Mindestens 95 Menschen sind es, deren Leichen im Wasser des Bodensees gefangen sind. Freigeben wird das Gewässer diese Toten vermutlich nie mehr. Das hängt mit Wassertiefe und -temperatur zusammen.
95 Tote seit 1947 vermisst
Die Frauenleiche, die am Samstagvormittag nahe der Lindauer Insel im Wasser treibend gefunden wurde, teilt das Schicksal der 95 Toten nicht. „Sie lag nur kurz im Wasser“, sagt Polizeisprecher Thorsten Ritter. Die Obduktion der Toten beim Rechtsmedizinischen Institut in München ergab außerdem, dass die Frau ertrunken ist. Weitere Details zu den Umständen ihres Todes sowie ihre Identität sind mittlerweile geklärt: Demnach handelt es sich um eine 43-jährige, ledige Frau aus dem Landkreis Sigmaringen in Baden-Württemberg.
Die 95 Toten im Bodensee dagegen sind nicht ganz so anonym. Bei ihnen, so berichtet Dietmar Issler, Leiter der Wasserschutzpolizei Friedrichshafen, handelt es sich um Personen, die seit 1947 vermisst werden. Es sind Menschen, die zum Beispiel nach Boots- und Badeunfällen nicht mehr auftauchten. Der stellvertretende Chef der Kripo Lindau, Kurt Kraus, erinnert sich hier unter anderem an zwei Fischer, die vergangenes Jahr vor Bregenz im See verunglückten und nicht gefunden wurden. „Die 95 sind die Personen, die der Wasserschutzpolizei bekannt sind. Es kann durchaus noch weitere geben“, sagt Issler. Zum Beispiel vereinzelte Tote, die über die Zuläufe etwa vom Rhein in den See gespült wurden.
Kaltes Wasser verlangsamt den Verwesungsprozess
Doch warum bleiben all diese Leichen verschwunden? „Das liegt an Wassertemperatur und Wassertiefe“, erklärt Issler. Normalerweise versinkt ein toter Körper zunächst in einem Gewässer. Setzt dann der Verwesungsprozess ein, bilden sich in der Leiche Gase, die sie nach einigen Tagen wieder nach oben treiben. Ab einer Tiefe von rund 20 Metern jedoch hat das Wasser nur noch vier Grad Celsius. Das verlangsamt den Verwesungsprozess stark.

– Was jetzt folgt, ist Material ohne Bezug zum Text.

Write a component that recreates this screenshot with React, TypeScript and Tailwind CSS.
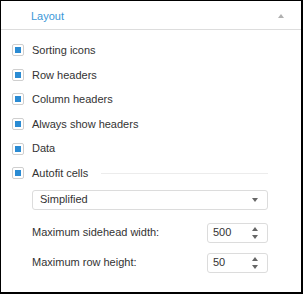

Außerdem steigt der Wasserdruck mit zunehmender Tiefe – und der Bodensee misst teils immerhin über 250 Meter von der Oberfläche bis zum Grund. „Der Wasserdruck ist das Hauptkriterium. Wegen ihm bleiben die Leichen unten“, sagt Issler. Sei eine Leiche erst auf einer Tiefe von 40 bis 50 Metern, tauche sie in der Regel nie mehr auf. Die Wahrscheinlichkeit, dass einer der 95 Toten wieder an die Oberfläche kommt, sei deshalb verschwindend gering. „Ich bin jetzt seit drei Jahren hier. In dieser Zeit ist noch keine dieser Leichen wieder aufgetaucht“, berichtet er. Das gleiche Phänomen gibt es übrigens auch an anderen, in der Regel größeren Seen, an denen die erforderlichen Rahmenbedingungen von Wassertiefe, -temperatur und -druck gegeben sind.
Nach Bergung ist Identifizierung durch DNA-Abgleich möglich
Taucht eine Leiche doch irgendwann wieder aus den Tiefen des Sees auf, ist eine Identifizierung durch DNA-Abgleich – sprich genetischer Fingerabdruck – relativ gut möglich, sagt Issler. Zudem helfen die alten Akten der Vermisstenfälle in den jeweiligen Polizeidienststellen.
Jetzt versuchen die Polizisten zu ermitteln, was die aufgefundene Frau am vergangenen Wochenende tat, bevor sie starb. Ihre Spur verliert sich am Freitag gegen 14 Uhr. Zu diesem Zeitpunkt stieg sie am Bahnhof in Ravensburg vermutlich in den Zug nach Friedrichshafen am Bodensee ein.